-- START Provided data --

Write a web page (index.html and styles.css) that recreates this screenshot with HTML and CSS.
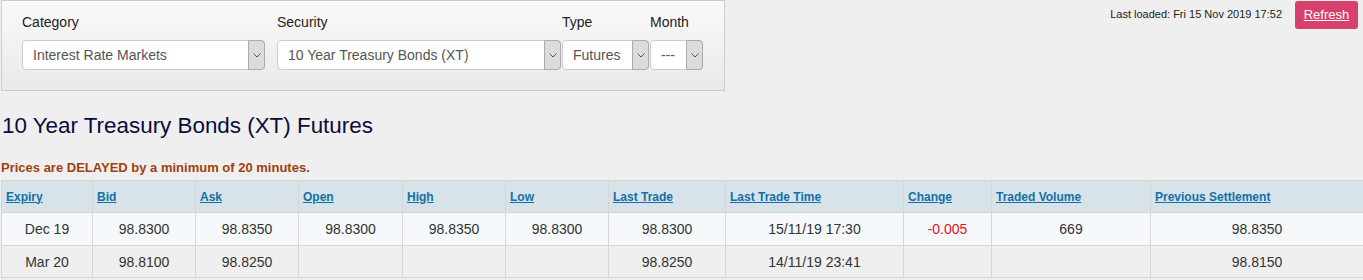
FILE: index.html
```html
<!DOCTYPE html>
<html lang="en">
<head>
    <meta charset="utf-8">
    <title>10 Year Treasury Bonds (XT) Futures</title>
    <link rel="stylesheet" href="styles.css">
</head>
<body>
<div class="top">
    <form class="filters" action="#">
        <div class="field category">
            <label>Category</label>
            <div class="select-box">
                <select><option>Interest Rate Markets</option></select>
                <span class="arrow"><svg width="8" height="5" viewBox="0 0 8 5"><path d="M0.5 0.5 L4 4 L7.5 0.5" fill="none" stroke="#555" stroke-width="1"/></svg></span>
            </div>
        </div>
        <div class="field security">
            <label>Security</label>
            <div class="select-box">
                <select><option>10 Year Treasury Bonds (XT)</option></select>
                <span class="arrow"><svg width="8" height="5" viewBox="0 0 8 5"><path d="M0.5 0.5 L4 4 L7.5 0.5" fill="none" stroke="#555" stroke-width="1"/></svg></span>
            </div>
        </div>
        <div class="field type">
            <label>Type</label>
            <div class="select-box">
                <select><option>Futures</option></select>
                <span class="arrow"><svg width="8" height="5" viewBox="0 0 8 5"><path d="M0.5 0.5 L4 4 L7.5 0.5" fill="none" stroke="#555" stroke-width="1"/></svg></span>
            </div>
        </div>
        <div class="field month">
            <label>Month</label>
            <div class="select-box">
                <select><option>---</option></select>
                <span class="arrow"><svg width="8" height="5" viewBox="0 0 8 5"><path d="M0.5 0.5 L4 4 L7.5 0.5" fill="none" stroke="#555" stroke-width="1"/></svg></span>
            </div>
        </div>
    </form>
    <div class="status">
        <span class="loaded">Last loaded: Fri 15 Nov 2019 17:52</span>
        <a href="#" class="refresh">Refresh</a>
    </div>
</div>

<h1 class="title">10 Year Treasury Bonds (XT) Futures</h1>
<p class="delayed">Prices are DELAYED by a minimum of 20 minutes.</p>

<table class="prices">
    <thead>
        <tr>
            <th><a href="#">Expiry</a></th>
            <th><a href="#">Bid</a></th>
            <th><a href="#">Ask</a></th>
            <th><a href="#">Open</a></th>
            <th><a href="#">High</a></th>
            <th><a href="#">Low</a></th>
            <th><a href="#">Last Trade</a></th>
            <th><a href="#">Last Trade Time</a></th>
            <th><a href="#">Change</a></th>
            <th><a href="#">Traded Volume</a></th>
            <th><a href="#">Previous Settlement</a></th>
        </tr>
    </thead>
    <tbody>
        <tr>
            <td>Dec 19</td>
            <td>98.8300</td>
            <td>98.8350</td>
            <td>98.8300</td>
            <td>98.8350</td>
            <td>98.8300</td>
            <td>98.8300</td>
            <td>15/11/19 17:30</td>
            <td class="down">-0.005</td>
            <td>669</td>
            <td>98.8350</td>
        </tr>
        <tr>
            <td>Mar 20</td>
            <td>98.8100</td>
            <td>98.8250</td>
            <td></td>
            <td></td>
            <td></td>
            <td>98.8250</td>
            <td>14/11/19 23:41</td>
            <td></td>
            <td></td>
            <td>98.8150</td>
        </tr>
    </tbody>
</table>
</body>
</html>
```

FILE: styles.css
```css
*{
    margin:0;
    padding:0;
    box-sizing:border-box;
    font-family:'Liberation Sans', Arial, sans-serif;
}
body{
    background:#efefef;
    color:#333;
    width:1363px;
}
.top{
    display:flex;
    align-items:flex-start;
}
.filters{
    display:flex;
    width:724px;
    height:91px;
    margin-left:1px;
    padding:13px 20px 0 20px;
    border:1px solid #ccc;
    background:linear-gradient(#fafafa, #e9e9e9);
}
.field label{
    display:block;
    font-size:14px;
    line-height:16px;
    color:#222;
    margin-bottom:10px;
}
.field.category{ width:243px; margin-right:12px; }
.field.security{ width:284px; margin-right:1px; }
.field.type{ width:87px; margin-right:1px; }
.field.month{ width:53px; }
.select-box{
    display:flex;
    height:30px;
    background:#fff;
    border:1px solid #ccc;
    border-radius:4px;
}
.select-box select{
    flex:1;
    min-width:0;
    appearance:none;
    -webkit-appearance:none;
    border:none;
    outline:none;
    background:transparent;
    font-size:14px;
    color:#555;
    padding-left:10px;
}
.select-box .arrow{
    width:17px;
    margin:-1px -1px -1px 0;
    display:flex;
    align-items:center;
    justify-content:center;
    background:#dcdcdc;
    border:1px solid #aaa;
    border-radius:0 4px 4px 0;
}
.status{
    display:flex;
    align-items:flex-start;
    margin-left:auto;
    margin-right:5px;
}
.loaded{
    font-size:11px;
    color:#222;
    margin-top:8px;
    margin-right:13px;
}
.refresh{
    display:block;
    width:63px;
    height:28px;
    margin-top:1px;
    line-height:28px;
    text-align:center;
    font-size:13px;
    color:#fff;
    background:#d7406a;
    border-radius:3px;
}
.title{
    font-size:22.4px;
    font-weight:normal;
    color:#0b0b3f;
    margin:22px 0 0 2px;
}
.delayed{
    font-size:13px;
    font-weight:bold;
    color:#a0410d;
    margin:21px 0 5px 1px;
}
.prices{
    width:1362px;
    margin-left:1px;
    border-collapse:collapse;
    table-layout:fixed;
}
.prices th,
.prices td{
    border:1px solid #d6d6d6;
}
.prices th{
    height:32px;
    padding:0 4px;
    text-align:left;
    background:#d7e3e9;
    font-size:12px;
}
.prices th a{
    color:#1270a8;
}
.prices td{
    height:33px;
    text-align:center;
    font-size:14px;
    color:#333;
}
.prices tbody tr:first-child td{
    background:#f5f9fc;
}
.prices tbody tr:last-child td{
    height:32px;
    background:#efefef;
}
.prices td.down{
    color:#e8101e;
}
.prices th:nth-child(1){ width:91px; }
.prices th:nth-child(2){ width:103px; }
.prices th:nth-child(3){ width:103px; }
.prices th:nth-child(4){ width:104px; }
.prices th:nth-child(5){ width:103px; }
.prices th:nth-child(6){ width:103px; }
.prices th:nth-child(7){ width:117px; }
.prices th:nth-child(8){ width:178px; }
.prices th:nth-child(9){ width:88px; }
.prices th:nth-child(10){ width:159px; }
.prices th:nth-child(11){ width:213px; }
```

-- END Provided data --

Given exercise: Reproduce the data word for word, excluding its pictures.

Output of the task:
Write a web page (index.html and styles.css) that recreates this screenshot with HTML and CSS.
FILE: index.html
```html
<!DOCTYPE html>
<html lang="en">
<head>
    <meta charset="utf-8">
    <title>10 Year Treasury Bonds (XT) Futures</title>
    <link rel="stylesheet" href="styles.css">
</head>
<body>
<div class="top">
    <form class="filters" action="#">
        <div class="field category">
            <label>Category</label>
            <div class="select-box">
                <select><option>Interest Rate Markets</option></select>
                <span class="arrow"><svg width="8" height="5" viewBox="0 0 8 5"><path d="M0.5 0.5 L4 4 L7.5 0.5" fill="none" stroke="#555" stroke-width="1"/></svg></span>
            </div>
        </div>
        <div class="field security">
            <label>Security</label>
            <div class="select-box">
                <select><option>10 Year Treasury Bonds (XT)</option></select>
                <span class="arrow"><svg width="8" height="5" viewBox="0 0 8 5"><path d="M0.5 0.5 L4 4 L7.5 0.5" fill="none" stroke="#555" stroke-width="1"/></svg></span>
            </div>
        </div>
        <div class="field type">
            <label>Type</label>
            <div class="select-box">
                <select><option>Futures</option></select>
                <span class="arrow"><svg width="8" height="5" viewBox="0 0 8 5"><path d="M0.5 0.5 L4 4 L7.5 0.5" fill="none" stroke="#555" stroke-width="1"/></svg></span>
            </div>
        </div>
        <div class="field month">
            <label>Month</label>
            <div class="select-box">
                <select><option>---</option></select>
                <span class="arrow"><svg width="8" height="5" viewBox="0 0 8 5"><path d="M0.5 0.5 L4 4 L7.5 0.5" fill="none" stroke="#555" stroke-width="1"/></svg></span>
            </div>
        </div>
    </form>
    <div class="status">
        <span class="loaded">Last loaded: Fri 15 Nov 2019 17:52</span>
        <a href="#" class="refresh">Refresh</a>
    </div>
</div>

<h1 class="title">10 Year Treasury Bonds (XT) Futures</h1>
<p class="delayed">Prices are DELAYED by a minimum of 20 minutes.</p>

<table class="prices">
    <thead>
        <tr>
            <th><a href="#">Expiry</a></th>
            <th><a href="#">Bid</a></th>
            <th><a href="#">Ask</a></th>
            <th><a href="#">Open</a></th>
            <th><a href="#">High</a></th>
            <th><a href="#">Low</a></th>
            <th><a href="#">Last Trade</a></th>
            <th><a href="#">Last Trade Time</a></th>
            <th><a href="#">Change</a></th>
            <th><a href="#">Traded Volume</a></th>
            <th><a href="#">Previous Settlement</a></th>
        </tr>
    </thead>
    <tbody>
        <tr>
            <td>Dec 19</td>
            <td>98.8300</td>
            <td>98.8350</td>
            <td>98.8300</td>
            <td>98.8350</td>
            <td>98.8300</td>
            <td>98.8300</td>
            <td>15/11/19 17:30</td>
            <td class="down">-0.005</td>
            <td>669</td>
            <td>98.8350</td>
        </tr>
        <tr>
            <td>Mar 20</td>
            <td>98.8100</td>
            <td>98.8250</td>
            <td></td>
            <td></td>
            <td></td>
            <td>98.8250</td>
            <td>14/11/19 23:41</td>
            <td></td>
            <td></td>
            <td>98.8150</td>
        </tr>
    </tbody>
</table>
</body>
</html>
```

FILE: styles.css
```css
*{
    margin:0;
    padding:0;
    box-sizing:border-box;
    font-family:'Liberation Sans', Arial, sans-serif;
}
body{
    background:#efefef;
    color:#333;
    width:1363px;
}
.top{
    display:flex;
    align-items:flex-start;
}
.filters{
    display:flex;
    width:724px;
    height:91px;
    margin-left:1px;
    padding:13px 20px 0 20px;
    border:1px solid #ccc;
    background:linear-gradient(#fafafa, #e9e9e9);
}
.field label{
    display:block;
    font-size:14px;
    line-height:16px;
    color:#222;
    margin-bottom:10px;
}
.field.category{ width:243px; margin-right:12px; }
.field.security{ width:284px; margin-right:1px; }
.field.type{ width:87px; margin-right:1px; }
.field.month{ width:53px; }
.select-box{
    display:flex;
    height:30px;
    background:#fff;
    border:1px solid #ccc;
    border-radius:4px;
}
.select-box select{
    flex:1;
    min-width:0;
    appearance:none;
    -webkit-appearance:none;
    border:none;
    outline:none;
    background:transparent;
    font-size:14px;
    color:#555;
    padding-left:10px;
}
.select-box .arrow{
    width:17px;
    margin:-1px -1px -1px 0;
    display:flex;
    align-items:center;
    justify-content:center;
    background:#dcdcdc;
    border:1px solid #aaa;
    border-radius:0 4px 4px 0;
}
.status{
    display:flex;
    align-items:flex-start;
    margin-left:auto;
    margin-right:5px;
}
.loaded{
    font-size:11px;
    color:#222;
    margin-top:8px;
    margin-right:13px;
}
.refresh{
    display:block;
    width:63px;
    height:28px;
    margin-top:1px;
    line-height:28px;
    text-align:center;
    font-size:13px;
    color:#fff;
    background:#d7406a;
    border-radius:3px;
}
.title{
    font-size:22.4px;
    font-weight:normal;
    color:#0b0b3f;
    margin:22px 0 0 2px;
}
.delayed{
    font-size:13px;
    font-weight:bold;
    color:#a0410d;
    margin:21px 0 5px 1px;
}
.prices{
    width:1362px;
    margin-left:1px;
    border-collapse:collapse;
    table-layout:fixed;
}
.prices th,
.prices td{
    border:1px solid #d6d6d6;
}
.prices th{
    height:32px;
    padding:0 4px;
    text-align:left;
    background:#d7e3e9;
    font-size:12px;
}
.prices th a{
    color:#1270a8;
}
.prices td{
    height:33px;
    text-align:center;
    font-size:14px;
    color:#333;
}
.prices tbody tr:first-child td{
    background:#f5f9fc;
}
.prices tbody tr:last-child td{
    height:32px;
    background:#efefef;
}
.prices td.down{
    color:#e8101e;
}
.prices th:nth-child(1){ width:91px; }
.prices th:nth-child(2){ width:103px; }
.prices th:nth-child(3){ width:103px; }
.prices th:nth-child(4){ width:104px; }
.prices th:nth-child(5){ width:103px; }
.prices th:nth-child(6){ width:103px; }
.prices th:nth-child(7){ width:117px; }
.prices th:nth-child(8){ width:178px; }
.prices th:nth-child(9){ width:88px; }
.prices th:nth-child(10){ width:159px; }
.prices th:nth-child(11){ width:213px; }
```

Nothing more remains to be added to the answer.